Creative-Level Metrics And Incrementality
Track performance at the creative ID level: CTR, thumb-stop rate, VTR, conversion rate, and cost per incremental conversion. Pair that with qualitative notes, what hook, what proof, what visual cue. Over time, build a creative playbook backed by evidence, not taste.
Attribution In A Privacy-First World
Accept that precision is bounded by privacy. Combine modeled conversions, MMM (for the long view), and MTA where signals allow. Use anonymized identifiers, server-side tagging, and consent frameworks. The goal is directional accuracy that supports decisions, not false certainty to win a meeting.
Risks, Governance, And Brand Safety
AI-generated advertising introduces new risks we must manage deliberately.
Bias, Claims, And Compliance
Bias can creep into targeting and creative suggestions. Audit segments and outputs regularly. For regulated categories, require substantiation for claims and embed legal checks in the workflow. Keep a changelog of prompts, datasets, and approvals.
IP, Usage Rights, And Transparency
Confirm licenses for fonts, music, and training data where applicable. Store proofs of rights in your DAM. If an asset is AI-generated, maintain disclosure guidelines that reflect your brand stance and industry norms.
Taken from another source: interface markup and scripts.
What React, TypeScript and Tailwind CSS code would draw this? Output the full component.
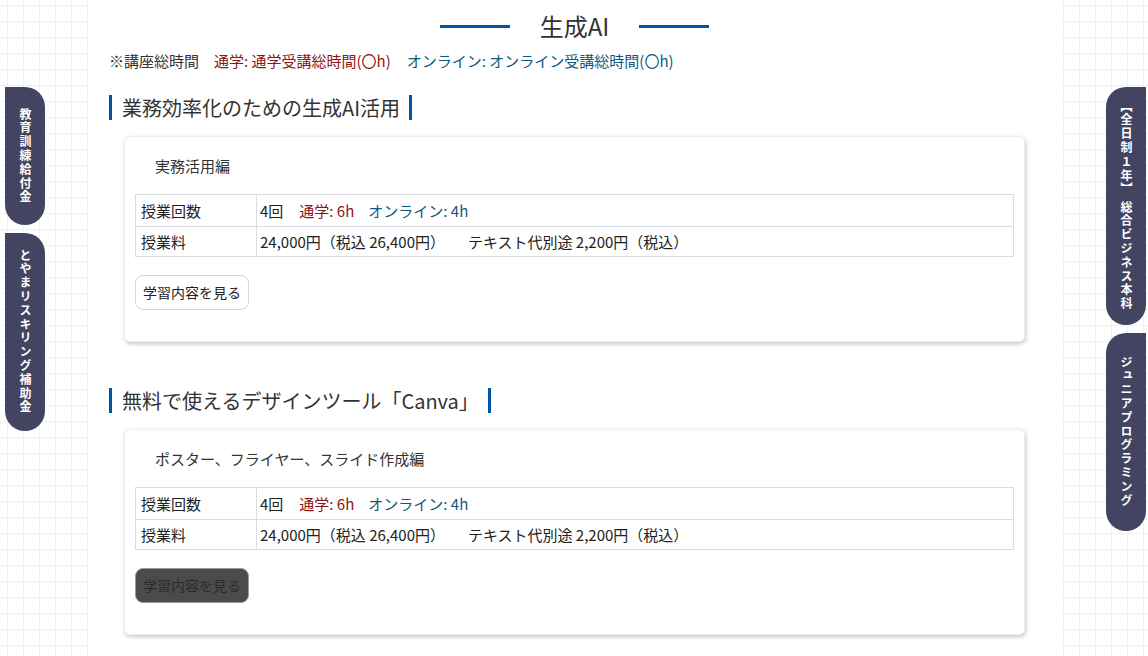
import React from "react"

const font = { fontFamily: '"Noto Sans CJK JP", "Noto Sans", sans-serif' }

type Course = {
  heading: string
  subtitle: string
  dark?: boolean
}

const courses: Course[] = [
  { heading: "業務効率化のための生成AI活用", subtitle: "実務活用編" },
  { heading: "無料で使えるデザインツール「Canva」", subtitle: "ポスター、フライヤー、スライド作成編", dark: true },
]

function SideTab({ label, side, height }: { label: string; side: "left" | "right"; height: string }) {
  const shape = side === "left" ? "rounded-tr-[20px] rounded-b-[20px]" : "rounded-tl-[20px] rounded-b-[20px]"
  return (
    <div
      className={`w-[40px] ${height} ${shape} bg-[#434462] text-white flex items-center justify-center`}
    >
      <span className="[writing-mode:vertical-rl] text-[12px] font-bold tracking-[1.8px] leading-none">{label}</span>
    </div>
  )
}

function CourseCard({ course }: { course: Course }) {
  return (
    <section>
      <h3 className="inline-block text-[20px] leading-[25px] text-[#333] border-l-[3px] border-r-[3px] border-[#0055a5] pl-[10px] pr-[9px]">
        {course.heading}
      </h3>
      <div className="mx-[15px] mt-[15px] bg-white rounded-[6px] shadow-[1px_2px_4px_rgba(0,0,0,0.22)] border border-[#eeeeee] pl-[10px] pr-[10px] pt-[18px] pb-[31px]">
        <p className="pl-[20px] text-[15px] leading-[22px] text-[#333]">{course.subtitle}</p>
        <table className="w-full mt-[17px] border-collapse text-[15px] leading-[21px] text-[#222]">
          <tbody>
            <tr>
              <td className="w-[121px] border border-[#d9dce0] px-[5px] py-[5px]">授業回数</td>
              <td className="border border-[#d9dce0] px-[3px] py-[5px]">
                4回<span className="ml-[16px] text-[#8f1414]">通学: 6h</span>
                <span className="ml-[14px] text-[#0f5a7c]">オンライン: 4h</span>
              </td>
            </tr>
            <tr>
              <td className="border border-[#d9dce0] px-[5px] py-[4px]">授業料</td>
              <td className="border border-[#d9dce0] px-[3px] py-[4px]">
                24,000円（税込 26,400円）<span className="ml-[23px]">テキスト代別途 2,200円（税込）</span>
              </td>
            </tr>
          </tbody>
        </table>
        <button
          className={`block mt-[18px] h-[35px] px-[7px] rounded-[8px] border text-[14px] ${
            course.dark ? "bg-[#4b4b4b] border-[#9a9a9a] text-[#2b2b2b]" : "bg-white border-[#d6d6d6] text-[#222]"
          }`}
        >
          学習内容を見る
        </button>
      </div>
    </section>
  )
}

export default function App() {
  return (
    <div
      className="relative min-h-screen bg-white bg-[linear-gradient(#f0f0f0_1px,transparent_1px),linear-gradient(90deg,#f0f0f0_1px,transparent_1px)] bg-[size:16px_16px] bg-[position:7px_5px]"
      style={font}
    >
      <main className="w-[972px] mx-auto bg-white min-h-screen pl-[21px] pr-[20px] pt-[8px] pb-[40px]">
        <div className="flex items-center justify-center gap-[30px] h-[36px]">
          <span className="w-[70px] h-[3px] bg-[#0055a5]" />
          <h2 className="text-[24px] text-[#333]">生成AI</h2>
          <span className="w-[70px] h-[3px] bg-[#0055a5]" />
        </div>
        <p className="mt-[6px] text-[15px] leading-[21px] text-[#333]">
          ※講座総時間
          <span className="ml-[15px] text-[#8f1414]">通学: 通学受講総時間(〇h)</span>
          <span className="ml-[16px] text-[#0f5a7c]">オンライン: オンライン受講総時間(〇h)</span>
        </p>
        <div className="mt-[24px] flex flex-col gap-[46px]">
          {courses.map((c) => (
            <CourseCard key={c.heading} course={c} />
          ))}
        </div>
      </main>

      <div className="absolute left-[5px] top-[87px] flex flex-col gap-[8px]">
        <SideTab side="left" label="教育訓練給付金" height="h-[138px]" />
        <SideTab side="left" label="とやまリスキリング補助金" height="h-[198px]" />
      </div>
      <div className="absolute right-[2px] top-[87px] flex flex-col gap-[8px]">
        <SideTab side="right" label="【全日制１年】 総合ビジネス本科" height="h-[238px]" />
        <SideTab side="right" label="ジュニアプログラミング" height="h-[198px]" />
      </div>
    </div>
  )
}
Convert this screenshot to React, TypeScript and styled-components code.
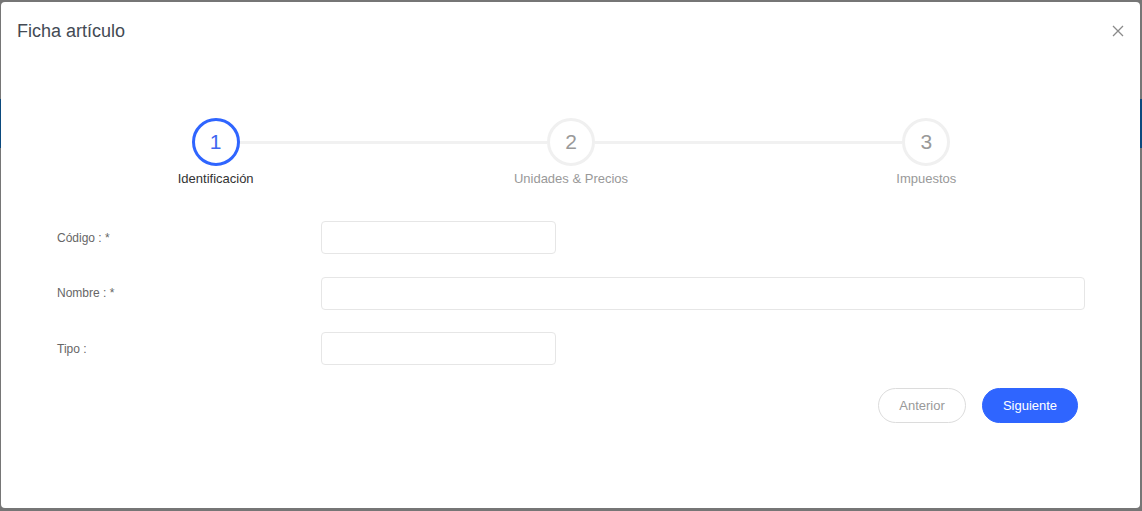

Transparency builds trust and reduces legal exposure.
Preventing Model And Performance Drift
What worked in Q1 may decay by Q3. Monitor quality and performance, retrain or refresh prompts and templates, and sunset stale variants. Watch for signal loss (policy changes, tagging issues), and revalidate your models with fresh holdout tests.
Conclusion
AI-generated advertising isn’t a magic button, it’s a new operating model. When we pair strong data and privacy practices with human judgment, clear guardrails, and honest measurement, we get campaigns that learn faster and waste less. Start small: one workflow, one channel, one test of incrementality. Build the muscle, then scale. The teams that master this balance will set the pace for the next era of growth.